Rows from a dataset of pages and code
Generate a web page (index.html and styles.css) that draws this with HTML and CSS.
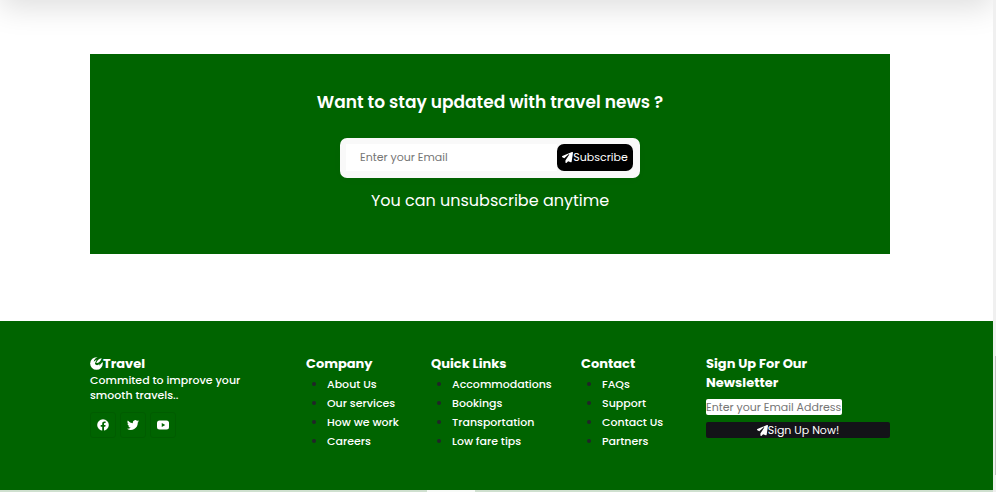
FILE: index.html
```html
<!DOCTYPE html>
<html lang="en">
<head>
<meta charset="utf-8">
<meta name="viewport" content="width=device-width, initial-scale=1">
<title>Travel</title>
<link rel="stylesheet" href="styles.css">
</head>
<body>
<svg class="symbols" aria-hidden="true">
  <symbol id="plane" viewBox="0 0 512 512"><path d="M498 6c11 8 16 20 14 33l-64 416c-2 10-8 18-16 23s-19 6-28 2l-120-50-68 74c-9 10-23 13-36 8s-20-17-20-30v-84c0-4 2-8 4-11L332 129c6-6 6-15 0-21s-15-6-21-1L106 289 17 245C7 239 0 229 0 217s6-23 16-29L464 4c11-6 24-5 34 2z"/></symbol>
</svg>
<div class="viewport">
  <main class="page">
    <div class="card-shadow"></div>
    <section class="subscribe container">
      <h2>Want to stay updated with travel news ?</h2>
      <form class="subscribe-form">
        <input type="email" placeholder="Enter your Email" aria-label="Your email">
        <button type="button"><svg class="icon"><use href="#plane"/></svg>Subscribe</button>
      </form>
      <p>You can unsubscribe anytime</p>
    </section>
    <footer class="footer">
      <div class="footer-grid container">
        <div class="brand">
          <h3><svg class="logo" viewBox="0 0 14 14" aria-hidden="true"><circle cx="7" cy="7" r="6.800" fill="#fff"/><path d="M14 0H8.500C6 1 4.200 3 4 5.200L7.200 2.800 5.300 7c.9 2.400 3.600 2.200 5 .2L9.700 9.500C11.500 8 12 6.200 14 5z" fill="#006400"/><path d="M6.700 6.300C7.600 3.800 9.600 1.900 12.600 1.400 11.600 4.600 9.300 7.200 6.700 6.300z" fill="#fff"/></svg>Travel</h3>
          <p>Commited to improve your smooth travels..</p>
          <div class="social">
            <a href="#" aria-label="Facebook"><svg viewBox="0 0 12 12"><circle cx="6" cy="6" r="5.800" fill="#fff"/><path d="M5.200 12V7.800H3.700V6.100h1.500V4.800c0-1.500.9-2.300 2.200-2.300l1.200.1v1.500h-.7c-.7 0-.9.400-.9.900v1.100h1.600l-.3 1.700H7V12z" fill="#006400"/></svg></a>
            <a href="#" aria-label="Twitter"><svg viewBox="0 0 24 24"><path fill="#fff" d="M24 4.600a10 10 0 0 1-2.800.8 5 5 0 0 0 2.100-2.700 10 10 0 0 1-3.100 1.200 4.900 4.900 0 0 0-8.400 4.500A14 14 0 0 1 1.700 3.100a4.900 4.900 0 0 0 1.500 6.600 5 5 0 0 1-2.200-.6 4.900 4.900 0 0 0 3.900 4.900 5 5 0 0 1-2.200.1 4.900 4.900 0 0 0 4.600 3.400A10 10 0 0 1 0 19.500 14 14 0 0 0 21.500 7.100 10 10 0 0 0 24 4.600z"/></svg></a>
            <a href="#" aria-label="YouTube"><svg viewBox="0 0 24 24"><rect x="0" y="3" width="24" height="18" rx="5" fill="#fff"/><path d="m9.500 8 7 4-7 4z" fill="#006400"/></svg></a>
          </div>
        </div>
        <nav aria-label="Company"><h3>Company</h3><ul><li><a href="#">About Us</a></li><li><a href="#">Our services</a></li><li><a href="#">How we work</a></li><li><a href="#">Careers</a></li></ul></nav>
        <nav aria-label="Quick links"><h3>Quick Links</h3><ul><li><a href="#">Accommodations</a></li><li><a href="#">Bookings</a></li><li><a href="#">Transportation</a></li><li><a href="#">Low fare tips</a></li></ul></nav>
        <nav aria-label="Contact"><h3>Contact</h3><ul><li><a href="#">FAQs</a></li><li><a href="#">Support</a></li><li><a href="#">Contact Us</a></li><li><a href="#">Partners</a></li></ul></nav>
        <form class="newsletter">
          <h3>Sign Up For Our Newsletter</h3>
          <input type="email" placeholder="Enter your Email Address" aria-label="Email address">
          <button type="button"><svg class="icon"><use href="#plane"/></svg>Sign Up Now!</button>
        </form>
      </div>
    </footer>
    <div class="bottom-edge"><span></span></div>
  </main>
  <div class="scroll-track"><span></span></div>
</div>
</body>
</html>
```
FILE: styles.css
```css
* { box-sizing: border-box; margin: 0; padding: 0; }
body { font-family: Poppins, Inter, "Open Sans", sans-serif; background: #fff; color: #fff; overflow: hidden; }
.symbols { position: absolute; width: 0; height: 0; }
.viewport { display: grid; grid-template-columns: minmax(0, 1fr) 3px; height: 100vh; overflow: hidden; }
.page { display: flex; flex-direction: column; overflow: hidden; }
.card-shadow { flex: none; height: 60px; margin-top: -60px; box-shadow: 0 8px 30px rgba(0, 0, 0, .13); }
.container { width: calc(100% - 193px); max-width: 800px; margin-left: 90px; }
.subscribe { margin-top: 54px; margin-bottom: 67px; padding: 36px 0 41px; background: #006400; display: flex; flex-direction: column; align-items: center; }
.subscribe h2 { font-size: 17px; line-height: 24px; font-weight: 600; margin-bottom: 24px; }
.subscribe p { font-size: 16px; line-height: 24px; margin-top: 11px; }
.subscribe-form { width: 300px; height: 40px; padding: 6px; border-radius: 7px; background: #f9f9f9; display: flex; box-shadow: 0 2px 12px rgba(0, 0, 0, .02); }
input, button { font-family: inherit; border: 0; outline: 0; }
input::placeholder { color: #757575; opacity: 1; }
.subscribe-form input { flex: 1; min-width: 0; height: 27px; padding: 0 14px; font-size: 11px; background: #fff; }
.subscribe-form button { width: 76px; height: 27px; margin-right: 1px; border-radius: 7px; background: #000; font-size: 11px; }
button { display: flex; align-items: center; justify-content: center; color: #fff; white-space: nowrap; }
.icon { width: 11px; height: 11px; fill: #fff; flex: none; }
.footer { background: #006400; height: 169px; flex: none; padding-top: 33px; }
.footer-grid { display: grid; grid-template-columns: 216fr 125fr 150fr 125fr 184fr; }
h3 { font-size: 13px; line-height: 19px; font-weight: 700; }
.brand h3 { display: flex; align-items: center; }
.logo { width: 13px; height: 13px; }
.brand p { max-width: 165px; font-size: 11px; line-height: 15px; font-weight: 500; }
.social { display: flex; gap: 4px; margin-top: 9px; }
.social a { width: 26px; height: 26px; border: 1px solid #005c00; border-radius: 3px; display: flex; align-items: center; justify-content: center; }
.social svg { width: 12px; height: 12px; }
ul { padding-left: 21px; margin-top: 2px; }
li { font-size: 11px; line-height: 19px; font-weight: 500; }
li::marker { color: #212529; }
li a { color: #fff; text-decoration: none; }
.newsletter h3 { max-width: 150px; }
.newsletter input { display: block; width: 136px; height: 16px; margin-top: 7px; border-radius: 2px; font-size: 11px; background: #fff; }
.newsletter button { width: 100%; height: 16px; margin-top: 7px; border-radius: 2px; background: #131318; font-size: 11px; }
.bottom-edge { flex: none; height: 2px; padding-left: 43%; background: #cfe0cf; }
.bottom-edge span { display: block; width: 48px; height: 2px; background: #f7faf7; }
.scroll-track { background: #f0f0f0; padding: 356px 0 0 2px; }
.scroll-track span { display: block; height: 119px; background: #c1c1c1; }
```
* * *
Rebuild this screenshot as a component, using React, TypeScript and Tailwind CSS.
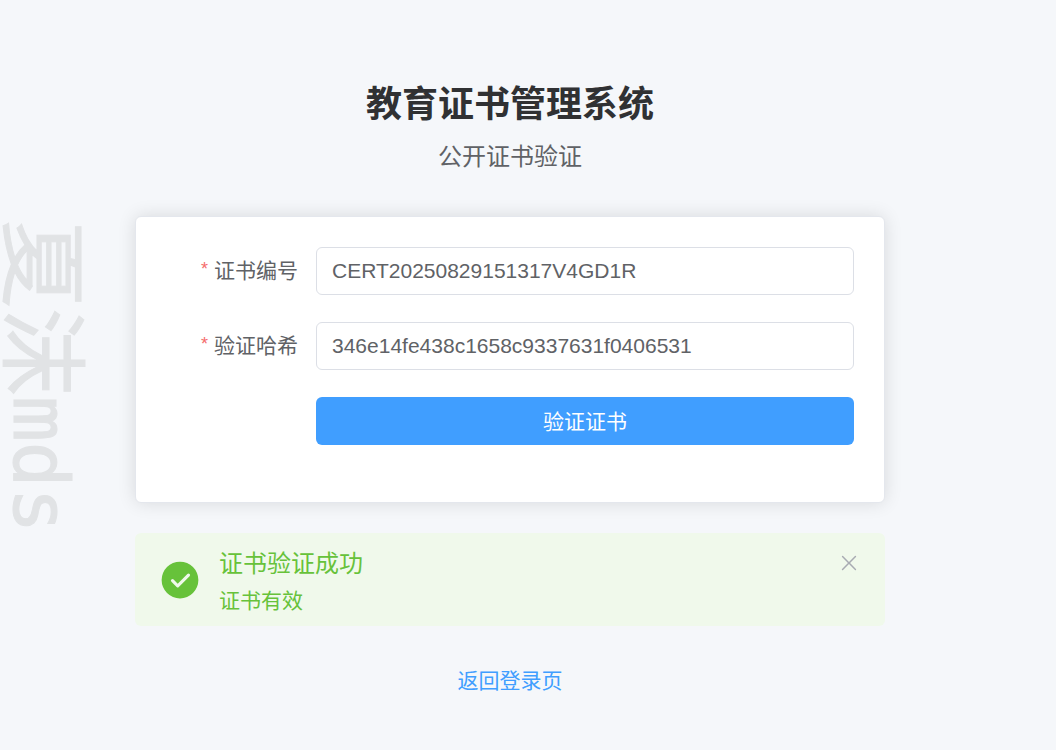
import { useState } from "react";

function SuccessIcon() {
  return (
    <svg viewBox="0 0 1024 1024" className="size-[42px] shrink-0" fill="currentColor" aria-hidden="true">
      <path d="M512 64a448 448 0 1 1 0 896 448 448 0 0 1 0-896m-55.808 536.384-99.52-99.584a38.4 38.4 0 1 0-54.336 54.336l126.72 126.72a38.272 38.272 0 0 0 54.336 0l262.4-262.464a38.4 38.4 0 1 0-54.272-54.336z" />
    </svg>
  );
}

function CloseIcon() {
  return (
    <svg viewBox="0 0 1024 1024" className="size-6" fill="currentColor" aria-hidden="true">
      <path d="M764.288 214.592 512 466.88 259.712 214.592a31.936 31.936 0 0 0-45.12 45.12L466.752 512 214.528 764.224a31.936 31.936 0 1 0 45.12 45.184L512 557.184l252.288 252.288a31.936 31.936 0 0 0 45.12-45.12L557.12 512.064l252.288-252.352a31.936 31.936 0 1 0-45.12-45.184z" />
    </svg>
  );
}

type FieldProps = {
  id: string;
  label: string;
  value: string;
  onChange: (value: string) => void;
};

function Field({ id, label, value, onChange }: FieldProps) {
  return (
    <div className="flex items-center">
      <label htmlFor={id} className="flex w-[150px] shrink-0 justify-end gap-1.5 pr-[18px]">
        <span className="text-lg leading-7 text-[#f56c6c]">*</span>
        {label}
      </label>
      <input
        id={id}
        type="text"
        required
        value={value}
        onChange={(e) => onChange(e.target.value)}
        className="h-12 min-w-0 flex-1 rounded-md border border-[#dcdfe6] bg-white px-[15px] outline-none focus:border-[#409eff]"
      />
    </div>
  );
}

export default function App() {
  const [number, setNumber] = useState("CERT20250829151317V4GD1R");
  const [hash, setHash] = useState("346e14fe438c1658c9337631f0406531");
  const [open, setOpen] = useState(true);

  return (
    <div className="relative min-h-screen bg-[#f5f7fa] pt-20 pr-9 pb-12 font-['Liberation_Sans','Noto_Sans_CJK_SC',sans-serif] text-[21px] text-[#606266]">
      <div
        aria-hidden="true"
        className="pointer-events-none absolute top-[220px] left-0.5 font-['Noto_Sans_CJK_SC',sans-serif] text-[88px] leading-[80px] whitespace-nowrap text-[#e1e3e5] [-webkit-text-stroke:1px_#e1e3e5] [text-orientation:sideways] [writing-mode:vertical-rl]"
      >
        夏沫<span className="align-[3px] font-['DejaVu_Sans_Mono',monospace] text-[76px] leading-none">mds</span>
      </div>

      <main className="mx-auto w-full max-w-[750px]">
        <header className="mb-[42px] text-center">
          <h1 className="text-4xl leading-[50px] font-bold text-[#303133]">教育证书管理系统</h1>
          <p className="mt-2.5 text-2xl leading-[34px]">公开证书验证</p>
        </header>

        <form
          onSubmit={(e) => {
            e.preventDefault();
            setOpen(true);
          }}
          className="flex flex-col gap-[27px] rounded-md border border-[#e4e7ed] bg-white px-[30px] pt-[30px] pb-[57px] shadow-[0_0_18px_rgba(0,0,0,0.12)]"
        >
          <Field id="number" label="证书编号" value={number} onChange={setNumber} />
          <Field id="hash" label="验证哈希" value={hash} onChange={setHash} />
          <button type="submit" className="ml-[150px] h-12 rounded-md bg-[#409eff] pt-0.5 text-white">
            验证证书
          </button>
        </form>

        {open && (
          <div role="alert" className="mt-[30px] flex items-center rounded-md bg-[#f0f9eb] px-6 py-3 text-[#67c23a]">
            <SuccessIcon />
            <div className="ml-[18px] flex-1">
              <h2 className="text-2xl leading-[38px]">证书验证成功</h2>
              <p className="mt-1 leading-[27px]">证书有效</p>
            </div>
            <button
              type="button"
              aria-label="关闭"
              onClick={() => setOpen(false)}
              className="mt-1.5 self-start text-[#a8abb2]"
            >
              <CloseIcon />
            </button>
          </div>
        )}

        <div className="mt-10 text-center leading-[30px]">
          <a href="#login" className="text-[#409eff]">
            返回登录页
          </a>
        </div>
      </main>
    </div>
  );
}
...
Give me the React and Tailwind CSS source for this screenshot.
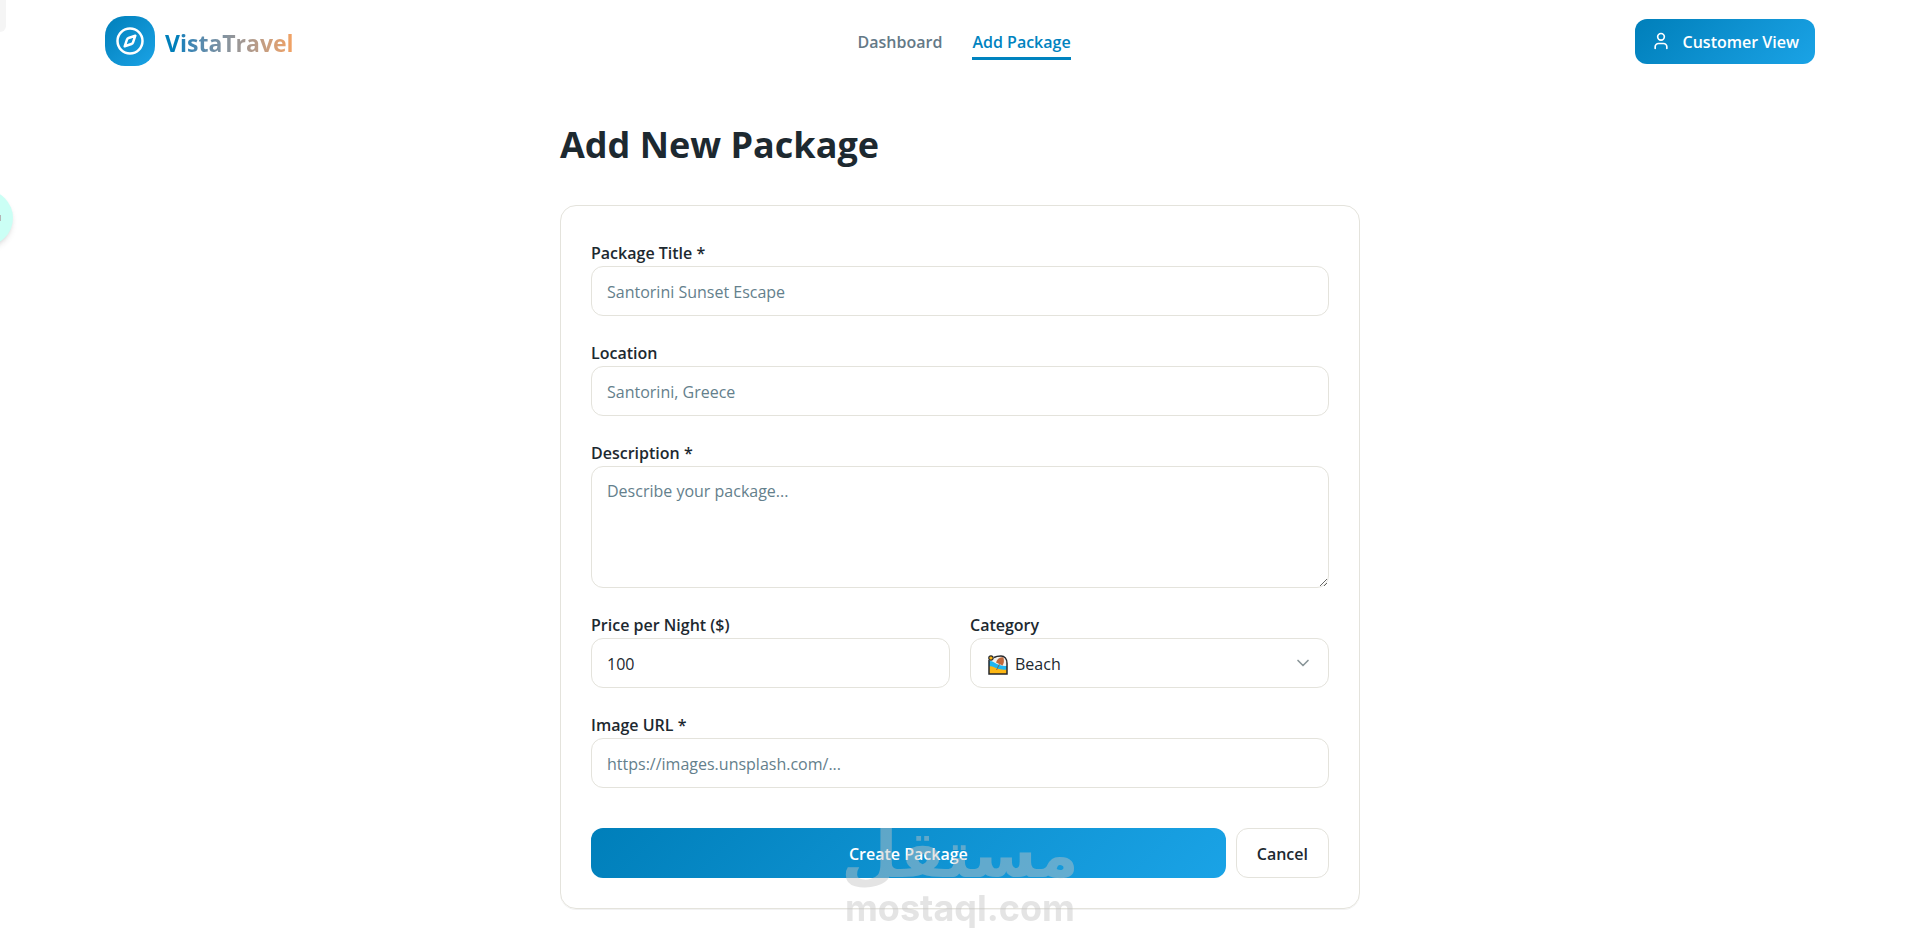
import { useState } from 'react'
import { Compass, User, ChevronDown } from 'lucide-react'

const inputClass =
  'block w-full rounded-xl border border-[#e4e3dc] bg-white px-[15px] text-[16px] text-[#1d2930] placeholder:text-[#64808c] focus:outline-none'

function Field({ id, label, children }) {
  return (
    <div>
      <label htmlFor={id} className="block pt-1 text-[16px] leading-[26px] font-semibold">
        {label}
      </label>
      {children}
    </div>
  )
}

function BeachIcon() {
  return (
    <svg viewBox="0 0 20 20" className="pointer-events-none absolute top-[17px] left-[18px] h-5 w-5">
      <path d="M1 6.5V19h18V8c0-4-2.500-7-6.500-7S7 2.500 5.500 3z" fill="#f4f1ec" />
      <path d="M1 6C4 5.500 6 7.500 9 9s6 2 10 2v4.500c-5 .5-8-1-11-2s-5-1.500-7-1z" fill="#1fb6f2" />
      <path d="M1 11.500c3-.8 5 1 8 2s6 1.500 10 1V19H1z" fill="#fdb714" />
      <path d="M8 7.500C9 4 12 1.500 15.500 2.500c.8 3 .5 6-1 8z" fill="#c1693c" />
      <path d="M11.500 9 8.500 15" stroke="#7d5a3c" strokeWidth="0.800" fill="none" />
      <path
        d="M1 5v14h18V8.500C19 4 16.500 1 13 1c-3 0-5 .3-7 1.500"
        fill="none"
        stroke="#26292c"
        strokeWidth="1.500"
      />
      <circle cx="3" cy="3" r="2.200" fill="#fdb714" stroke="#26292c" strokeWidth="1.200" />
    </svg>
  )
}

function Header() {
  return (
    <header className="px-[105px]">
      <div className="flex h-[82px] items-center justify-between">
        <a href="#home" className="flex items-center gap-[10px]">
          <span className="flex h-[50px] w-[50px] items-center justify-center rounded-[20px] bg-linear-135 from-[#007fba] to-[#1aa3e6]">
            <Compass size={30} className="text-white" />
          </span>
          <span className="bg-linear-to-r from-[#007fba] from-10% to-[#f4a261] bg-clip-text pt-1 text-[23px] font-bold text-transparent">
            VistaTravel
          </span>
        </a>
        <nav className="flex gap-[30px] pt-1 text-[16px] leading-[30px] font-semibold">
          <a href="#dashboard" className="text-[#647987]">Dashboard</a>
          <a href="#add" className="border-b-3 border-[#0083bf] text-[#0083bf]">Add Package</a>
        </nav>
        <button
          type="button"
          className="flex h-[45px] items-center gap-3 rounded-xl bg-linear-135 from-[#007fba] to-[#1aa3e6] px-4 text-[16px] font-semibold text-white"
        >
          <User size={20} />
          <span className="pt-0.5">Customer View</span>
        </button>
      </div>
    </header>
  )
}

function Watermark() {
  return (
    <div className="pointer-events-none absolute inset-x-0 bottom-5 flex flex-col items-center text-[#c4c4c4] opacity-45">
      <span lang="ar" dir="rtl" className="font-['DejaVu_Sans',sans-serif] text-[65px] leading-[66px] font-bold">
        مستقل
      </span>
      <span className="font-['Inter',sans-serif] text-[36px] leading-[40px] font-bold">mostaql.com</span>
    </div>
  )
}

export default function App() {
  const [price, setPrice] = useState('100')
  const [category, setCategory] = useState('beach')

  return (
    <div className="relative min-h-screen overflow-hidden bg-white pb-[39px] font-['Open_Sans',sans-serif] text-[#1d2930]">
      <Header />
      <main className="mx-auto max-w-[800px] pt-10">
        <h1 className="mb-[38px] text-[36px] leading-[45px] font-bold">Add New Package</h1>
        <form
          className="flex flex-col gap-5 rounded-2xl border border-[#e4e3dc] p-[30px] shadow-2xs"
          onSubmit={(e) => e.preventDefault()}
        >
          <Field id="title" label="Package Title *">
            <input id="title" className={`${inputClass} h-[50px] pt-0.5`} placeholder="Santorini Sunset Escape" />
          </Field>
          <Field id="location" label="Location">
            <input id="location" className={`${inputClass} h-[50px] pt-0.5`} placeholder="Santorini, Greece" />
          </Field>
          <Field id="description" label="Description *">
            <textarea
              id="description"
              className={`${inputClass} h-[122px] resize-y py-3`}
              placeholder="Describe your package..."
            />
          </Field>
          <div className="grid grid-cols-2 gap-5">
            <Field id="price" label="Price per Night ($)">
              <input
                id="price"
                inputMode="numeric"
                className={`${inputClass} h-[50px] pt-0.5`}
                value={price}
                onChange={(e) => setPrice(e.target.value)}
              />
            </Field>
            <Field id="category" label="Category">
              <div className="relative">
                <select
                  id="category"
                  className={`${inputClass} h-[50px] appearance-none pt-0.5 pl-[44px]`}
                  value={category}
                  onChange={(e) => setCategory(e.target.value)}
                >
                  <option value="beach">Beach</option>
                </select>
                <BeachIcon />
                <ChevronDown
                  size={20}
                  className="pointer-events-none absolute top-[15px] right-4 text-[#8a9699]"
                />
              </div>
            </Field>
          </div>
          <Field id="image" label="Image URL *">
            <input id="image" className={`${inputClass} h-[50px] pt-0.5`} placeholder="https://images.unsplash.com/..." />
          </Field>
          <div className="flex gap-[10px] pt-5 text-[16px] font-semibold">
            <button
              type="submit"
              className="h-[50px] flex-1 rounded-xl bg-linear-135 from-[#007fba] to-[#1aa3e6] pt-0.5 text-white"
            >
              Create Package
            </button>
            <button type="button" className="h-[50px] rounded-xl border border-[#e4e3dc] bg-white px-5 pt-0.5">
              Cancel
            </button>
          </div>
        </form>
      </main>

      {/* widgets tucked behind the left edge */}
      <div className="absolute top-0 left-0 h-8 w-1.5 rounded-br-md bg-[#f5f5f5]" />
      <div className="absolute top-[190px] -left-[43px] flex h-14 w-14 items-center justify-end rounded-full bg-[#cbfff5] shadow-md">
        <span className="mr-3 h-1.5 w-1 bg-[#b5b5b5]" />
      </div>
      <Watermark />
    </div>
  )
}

§ DIRECTIONS
State how many lines of the records above contain the word "with", giving only that number.

§ FINAL ANSWER
2